東條 ものの考え方が短期軸(欧米)か長期軸(日本)かの違いですね。どちらが良い悪いではなく、自分たちの特性や気質を踏まえることで見える世界は変わります。余談ですが、神社の鏡(かがみ)の「が=我」を取ると「かみ=神」が現れます。鏡に自分を写して向き合い、自分自身に問いかけるプロセスがあるのが神道。答えのないものに向き合う姿勢が大事なのです。茶道、華道、武道も同じですよね。

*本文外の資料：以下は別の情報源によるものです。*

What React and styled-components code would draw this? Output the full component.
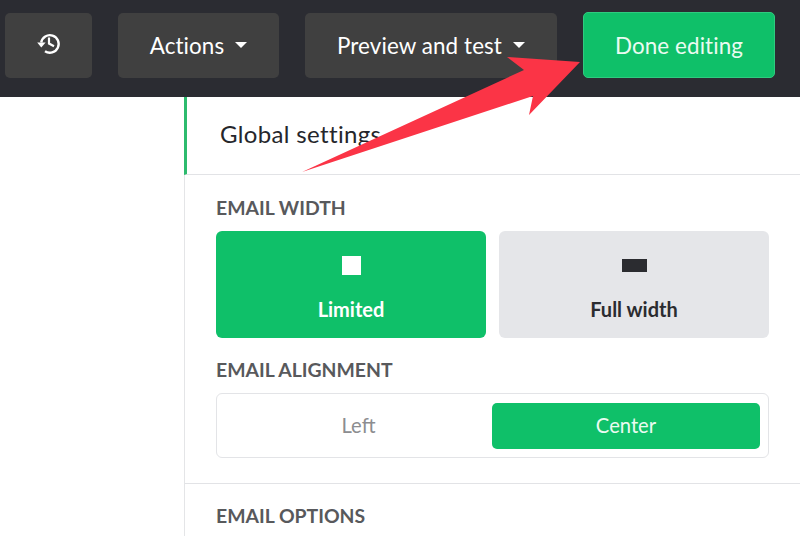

佐藤 そうした日本の文化教育がもっと必要ですね。東條さんは国際教養人の創出に尽力されています。「お正月講座」や「しめ縄プロジェクト」などの活動もその一環ですか。

東條 はい。お正月は私たちになじみのある習慣であるにもかかわらず、年神様(農業・穀物の神様)を迎えるという本来の意味は忘れられています。例えばスーパー等で売られる「しめ飾り」の多くは中国産の水草が使われています。これを稲わらでつくる活動を通して、年神様を迎える意味を知ってほしい。2022年は3千人超の参加があり、25年までに1万人を目指しています。また昨年は東京都北区の小学校など約10校が授業で取り入れてくれました。

佐藤 国際教養人の金の卵と言える子どもへの文化教育ですね。

東條 国際社会はパレットの上に色とりどりの絵の具がある状態ですが、絵の具を混ぜるとグレーになります。日本人は他国のカラーを意識しすぎて、自分のカラーを疎かにしがちです。世界でお互いのカラーを尊重し合う関係をつくるには文化教育が必要で、これが海外で生かせる教養を身に付ける国際教育になります。

佐藤 そこで得た教養が幹となり、海外で自分の信用にもなる。

東條 はい。私たちが取り組んでいるのは、日本の伝統や文化、世の中の動向、身の回りの出来事に関心を持ってもらうための啓もう活動です。

佐藤 国際教養人を皆が目指す日本にしたいですね。